Policy

Sunshine Act: CMS explains why textbooks and journals need to be reported

Last October, dozens of professional societies and other organizations, including the American Academy of Family Physicians, American College of Cardiology and the American Medical Association, sent a letter to Secretary Kathleen Sebelius, Secretary of the Department of Health and Human Services, expressing concern over medical journals and textbooks having to be reported under the Sunshine […]

Last October, dozens of professional societies and other organizations, including the American Academy of Family Physicians, American College of Cardiology and the American Medical Association, sent a letter to Secretary Kathleen Sebelius, Secretary of the Department of Health and Human Services, expressing concern over medical journals and textbooks having to be reported under the Sunshine Act. In November, 23 members of Congress submitted their own letter with the same request.

In the letter, these organizations expressed that peer reviewed medical journals, medical textbooks and reprints of clinical journal articles should be exempt from reporting biopharmaceutical and medical technology companies as payments made to physicians.

In mid-January, CMS responded with a new clarification on the Sunshine Act, stating that textbooks and reprints of medical journal articles are not exempt from reporting.

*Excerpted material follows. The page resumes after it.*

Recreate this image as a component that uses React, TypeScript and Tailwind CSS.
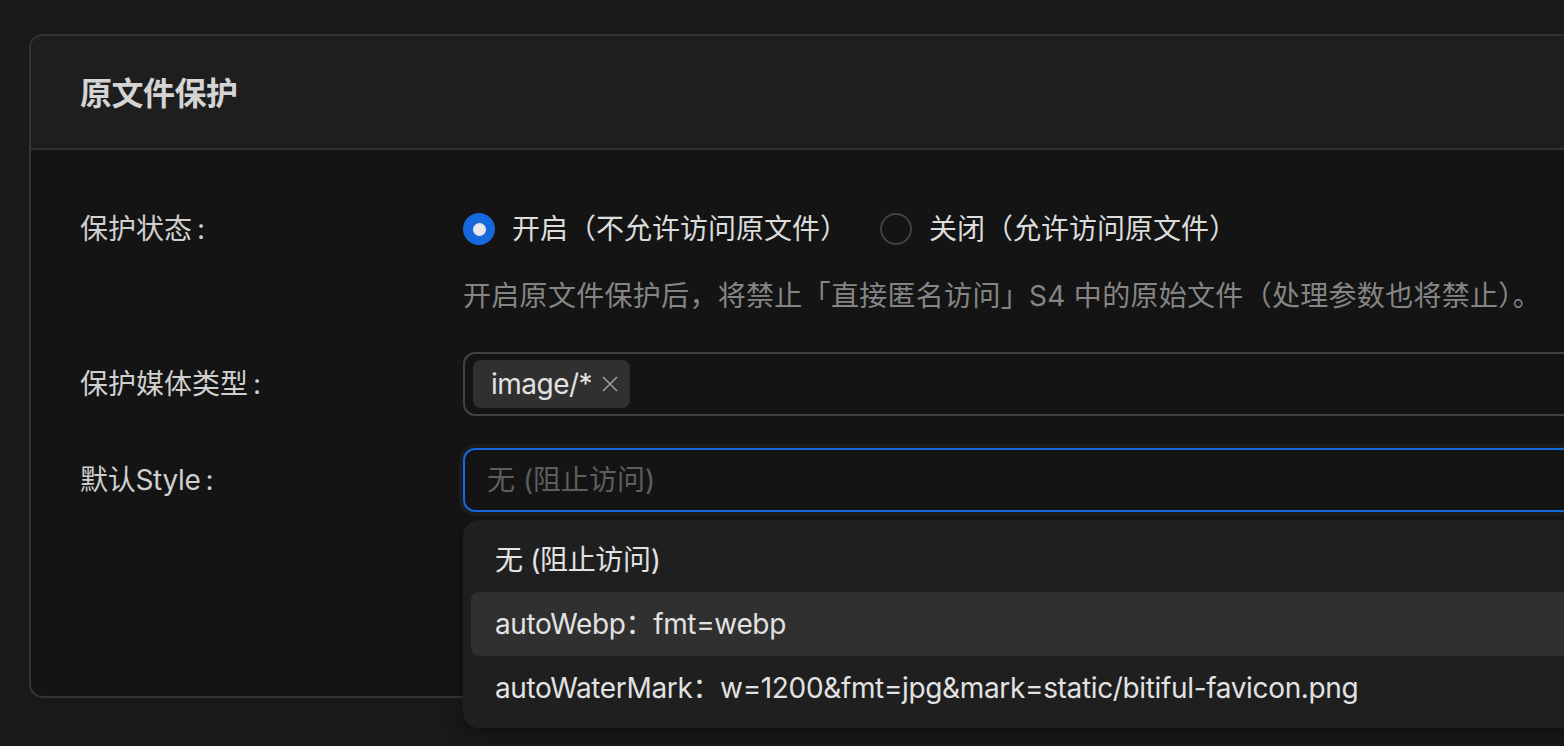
import React from "react";

const font = { fontFamily: "Inter, 'Noto Sans CJK SC', sans-serif" };

function Radio({ checked, label }: { checked: boolean; label: string }) {
  return (
    <div className="flex items-center mr-[32px]">
      {checked ? (
        <span className="w-[32px] h-[32px] rounded-full bg-[#1668dc] flex items-center justify-center">
          <span className="w-[13px] h-[13px] rounded-full bg-[#e8e8e8]" />
        </span>
      ) : (
        <span className="w-[32px] h-[32px] rounded-full border-2 border-[#424242]" />
      )}
      <span className="ml-[17px] text-[28px] leading-[44px] text-[#dcdcdc]">{label}</span>
    </div>
  );
}

export default function App() {
  return (
    <div
      className="w-[1564px] h-[746px] overflow-hidden bg-[#191919] pt-[34px] pl-[29px]"
      style={font}
    >
      <div className="w-[1700px] h-[664px] rounded-[14px] border-2 border-[#333333] bg-[#141414]">
        <div className="h-[114px] bg-[#1e1e1e] rounded-t-[12px] border-b-2 border-[#303030] flex items-center pl-[49px] pt-[4px]">
          <h1 className="text-[32px] font-semibold text-[#d4d4d4] leading-[48px] tracking-[-0.5px]">原文件保护</h1>
        </div>
        <div className="pt-[47px] pl-[49px]">
          <div className="flex">
            <div className="w-[383px] h-[64px] flex items-center text-[28px] text-[#cfcfcf]">
              保护状态<span className="ml-[5px]">:</span>
            </div>
            <div className="flex-1">
              <div className="h-[64px] flex items-center">
                <Radio checked label="开启（不允许访问原文件）" />
                <Radio checked={false} label="关闭（允许访问原文件）" />
              </div>
              <p className="mt-[13px] text-[28px] leading-[44px] text-[#858585] tracking-[0.3px]">
                开启原文件保护后，将禁止「直接匿名访问」S4 中的原始文件（处理参数也将禁止）。
              </p>
            </div>
          </div>

          <div className="flex mt-[34px]">
            <div className="w-[383px] h-[64px] flex items-center text-[28px] text-[#cfcfcf]">
              保护媒体类型<span className="ml-[5px]">:</span>
            </div>
            <div className="flex-1 h-[64px] rounded-[12px] border-2 border-[#424242] flex items-center pl-[8px]">
              <span className="h-[48px] rounded-[8px] bg-[#303030] flex items-center pl-[18px] pr-[12px]">
                <span className="text-[28px] text-[#e2e2e2] tracking-[-0.5px]">image/*</span>
                <svg className="ml-[10px]" width="16" height="16" viewBox="0 0 16 16" fill="none" stroke="#9a9a9a" strokeWidth="1.6">
                  <path d="M1 1l14 14M15 1L1 15" />
                </svg>
              </span>
            </div>
          </div>

          <div className="flex mt-[32px]">
            <div className="w-[383px] h-[64px] flex items-center text-[28px] text-[#cfcfcf] tracking-[-0.3px]">
              默认Style<span className="ml-[5px]">:</span>
            </div>
            <div className="flex-1 relative">
              <div className="h-[64px] rounded-[12px] border-2 border-[#1668dc] shadow-[0_0_0_4px_#1b1c1f] flex items-center pl-[22px]">
                <span className="text-[28px] text-[#5e5e5e]">无 (阻止访问)</span>
              </div>
              <div className="absolute left-0 right-0 top-[72px] h-[208px] rounded-[16px] bg-[#1f1f1f] p-[8px] shadow-[0_6px_16px_rgba(0,0,0,0.35)] z-10 tracking-[-0.35px]">
                <div className="h-[64px] rounded-[8px] flex items-center px-[24px] text-[28px] text-[#e2e2e2]">
                  无 (阻止访问)
                </div>
                <div className="h-[64px] rounded-[8px] bg-[#303030] flex items-center px-[24px] text-[28px] text-[#e2e2e2]">
                  autoWebp：fmt=webp
                </div>
                <div className="h-[64px] rounded-[8px] flex items-center px-[24px] text-[28px] text-[#e2e2e2]">
                  autoWaterMark：w=1200&amp;fmt=jpg&amp;mark=static/bitiful-favicon.png
                </div>
              </div>
            </div>
          </div>
        </div>
      </div>
    </div>
  );
}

CMS Administrator Marilyn Tavenner says while textbooks and journal article reprints “may have downstream benefits for a patient, we believe they are not directly beneficial to patients nor are they intended for patient use…as required by the statutory exclusion.”

Partners for Healthy Dialogues believes educational materials, such as journal article reprints and medical textbooks, are a way that physicians stay current on cutting-edge medical science, to the direct benefit of patients, who expect their physicians to prescribe best treatments for their medical needs.